Générations à pleins tubes





Il suffit d'observer la pléthore de compilations consacrées à une décennie particulière pour saisir le lien particulier qui unit, de nos jours, musique et sentiment d'appartenance à une génération.

La chanson "Rockollection" de Voulzy (1977) témoigne bien de cette imbrication des souvenirs personnels de jeunesse et des bribes de tubes de l'époque...



Pourtant, en effectuant une simple recherche sur Google Image, l'on s'aperçoit que ces compilations "rétro" ne remontent guère au-delà des années 60, hormis quelques éditions plus spécialisées : à votre avis, comment pourrait-on l'interpréter? Je vous laisse y réfléchir, et éventuellement proposer vos pistes de réponses en commentaire : je suis certaine que cette petite réflexion nous en apprendra beaucoup sur la notion de générations à notre époque...





La question des générations a également inspiré bien des chansons.

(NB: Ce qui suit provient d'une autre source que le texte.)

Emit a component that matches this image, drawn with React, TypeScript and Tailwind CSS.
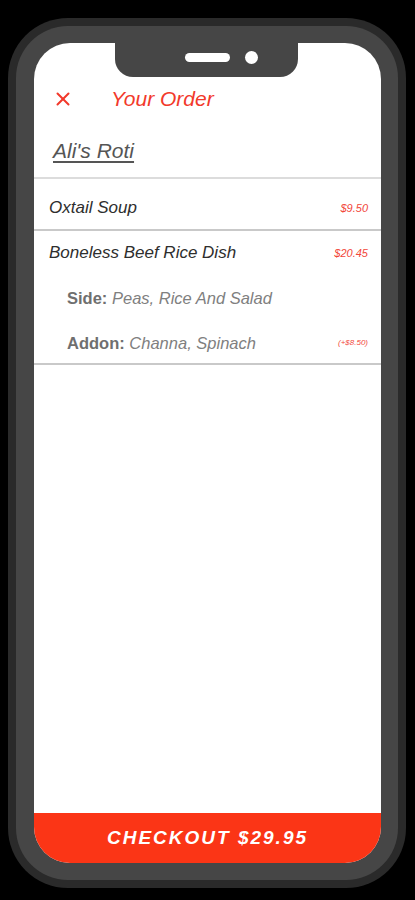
import { X } from "lucide-react";

const font = { fontFamily: "'Liberation Sans', Arial, sans-serif" };

type Line = { label: string; value: string };

interface OrderItemProps {
  name: string;
  price: string;
  lines?: Line[];
  extra?: string;
}

// one item in the order, with optional side / addon lines
const OrderItem = ({ name, price, lines = [], extra }: OrderItemProps) => (
  <div className="flex flex-col border-b-2 border-[#c9c9c9] pb-[8px]">
    <div className="flex h-[24px] items-center justify-between pl-[15px] pr-[13px]">
      <span className="text-[17px] italic text-[#2e2e2e]">{name}</span>
      <span className="text-[11px] italic text-[#f2473a]">{price}</span>
    </div>
    {lines.map((line, i) => (
      <div
        key={line.label}
        className="mt-[21px] flex h-[24px] items-center justify-between pl-[33px] pr-[13px]"
      >
        <span className="text-[16.5px] text-[#6f6f6f]">
          <span className="font-bold">{line.label}:</span>{" "}
          <span className="italic text-[#808080]">{line.value}</span>
        </span>
        {i === lines.length - 1 && extra && (
          <span className="text-[8px] italic text-[#f2473a]">{extra}</span>
        )}
      </div>
    ))}
  </div>
);

export default function App() {
  return (
    <div className="h-[900px] w-[415px] bg-black pl-[8px] pt-[18px]" style={font}>
      {/* Phone frame */}
      <div className="h-[870px] w-[398px] rounded-[60px] bg-[#2a2a2a] p-[8px]">
        <div className="h-full w-full rounded-[52px] bg-[#464646] p-[17px] pl-[18px]">
          <div className="relative flex h-full w-full flex-col overflow-hidden rounded-[36px] bg-white">
            {/* Notch */}
            <div className="absolute left-[81px] top-0 h-[34px] w-[183px] rounded-b-[18px] bg-[#464646]">
              <div className="absolute left-[70px] top-[10px] h-[9px] w-[45px] rounded-full bg-white" />
              <div className="absolute left-[130px] top-[8px] h-[13px] w-[13px] rounded-full bg-white" />
            </div>

            <div className="h-[40px] shrink-0" />

            {/* Header */}
            <div className="flex h-[32px] shrink-0 items-center">
              <X className="ml-[18px] h-[22px] w-[22px] text-[#f2392b]" strokeWidth={2.2} />
              <span className="ml-[37px] text-[21px] italic text-[#f2392b]">Your Order</span>
            </div>

            <div className="h-[62px] shrink-0 pl-[19px] pt-[24px]">
              <span className="text-[21px] italic leading-[24px] text-[#555] underline decoration-[1.5px] underline-offset-[3px]">
                Ali's Roti
              </span>
            </div>

            <div className="h-[2px] shrink-0 bg-[#dcdcdc]" />

            {/* Items */}
            <div className="flex h-[52px] shrink-0 flex-col border-b-2 border-[#c9c9c9] pt-[17px]">
              <div className="flex h-[24px] items-center justify-between pl-[15px] pr-[13px]">
                <span className="text-[17px] italic text-[#2e2e2e]">Oxtail Soup</span>
                <span className="text-[11px] italic text-[#f2473a]">$9.50</span>
              </div>
            </div>

            <div className="shrink-0 pt-[10px]">
              <OrderItem
                name="Boneless Beef Rice Dish"
                price="$20.45"
                lines={[
                  { label: "Side", value: "Peas, Rice And Salad" },
                  { label: "Addon", value: "Channa, Spinach" },
                ]}
                extra="(+$8.50)"
              />
            </div>

            <div className="flex-1" />

            {/* Checkout */}
            <button className="flex h-[50px] shrink-0 items-center justify-center bg-[#fb3516]">
              <span className="text-[19px] font-bold italic tracking-[2px] text-white">
                CHECKOUT $29.95
              </span>
            </button>
          </div>
        </div>
      </div>
    </div>
  );
}
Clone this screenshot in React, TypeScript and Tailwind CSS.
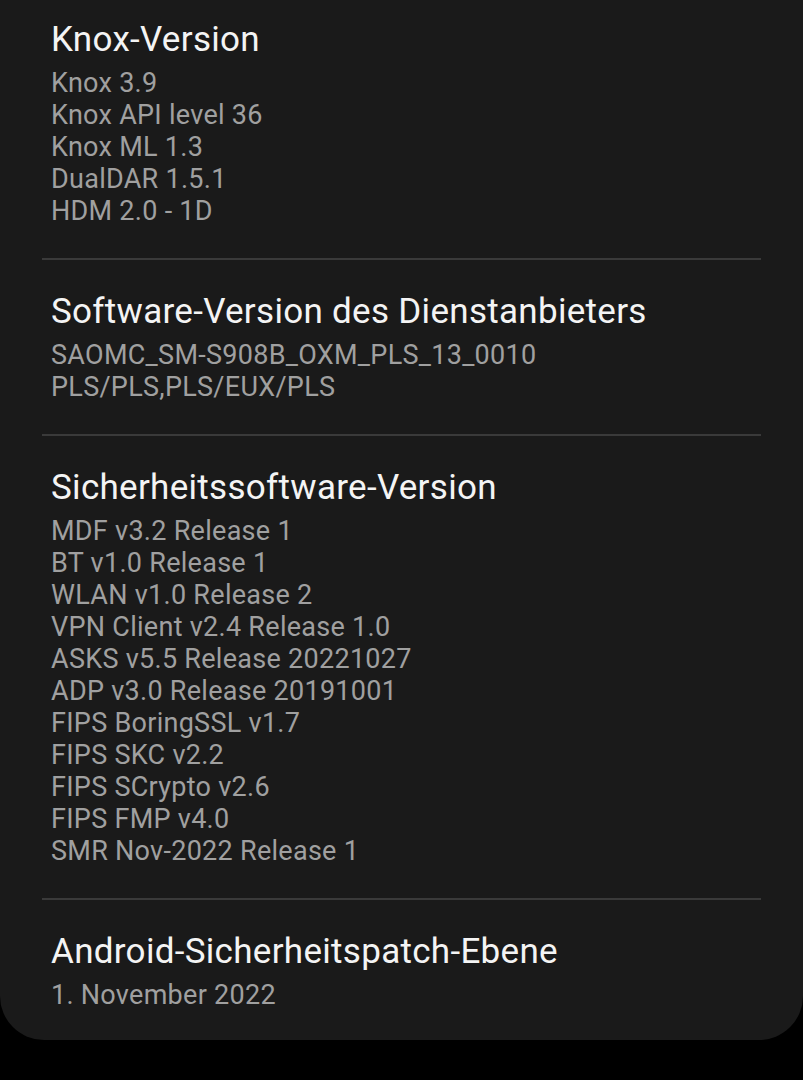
import React from "react";

const sections: { title: string; lines: string[] }[] = [
  {
    title: "Knox-Version",
    lines: ["Knox 3.9", "Knox API level 36", "Knox ML 1.3", "DualDAR 1.5.1", "HDM 2.0 - 1D"],
  },
  {
    title: "Software-Version des Dienstanbieters",
    lines: ["SAOMC_SM-S908B_OXM_PLS_13_0010", "PLS/PLS,PLS/EUX/PLS"],
  },
  {
    title: "Sicherheitssoftware-Version",
    lines: [
      "MDF v3.2 Release 1",
      "BT v1.0 Release 1",
      "WLAN v1.0 Release 2",
      "VPN Client v2.4 Release 1.0",
      "ASKS v5.5 Release 20221027",
      "ADP v3.0 Release 20191001",
      "FIPS BoringSSL v1.7",
      "FIPS SKC v2.2",
      "FIPS SCrypto v2.6",
      "FIPS FMP v4.0",
      "SMR Nov-2022 Release 1",
    ],
  },
  {
    title: "Android-Sicherheitspatch-Ebene",
    lines: ["1. November 2022"],
  },
];

export default function App() {
  return (
    <div className="w-[803px] h-[1080px] bg-black" style={{ fontFamily: "Roboto, 'Noto Sans', sans-serif" }}>
      <div className="bg-[#1a1a1a] rounded-b-[44px] flex flex-col">
        {sections.map((s, i) => (
          <div key={s.title} className="flex flex-col">
            {i > 0 && <div className="mx-[42px] h-[2px] bg-[#3a3a3a]" />}
            <div
              className={
                (i === 0 ? "pt-[18px] " : "pt-[30px] ") +
                (i === sections.length - 1 ? "pb-[29px] " : "pb-[31px] ") +
                "px-[51px] flex flex-col"
              }
            >
              <div className="text-[35px] leading-[44px] tracking-[0.3px] text-[#f4f4f4] mb-[5px] whitespace-nowrap">
                {s.title}
              </div>
              {s.lines.map((l) => (
                <div key={l} className="text-[27px] leading-[32px] tracking-[0.28px] text-[#a0a0a0] whitespace-nowrap">
                  {l}
                </div>
              ))}
            </div>
          </div>
        ))}
      </div>
    </div>
  );
}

Je vous propose ici une petite discographie évolutive, que je mettrai à jour au fur et à mesure de mes trouvailles : là encore n'hésitez pas à faire des suggestions... Je joins le texte des chansons à la suite.




En complément de "vingt ans" par Ferré, j'ajoute la magnifique reprise qui en a été faite par Zebda: une preuve que les générations ne s'opposent pas toujours, et que la "génération des 20 ans" reste là-même... à travers les générations!
Voici encore de quoi problématiser cette notion!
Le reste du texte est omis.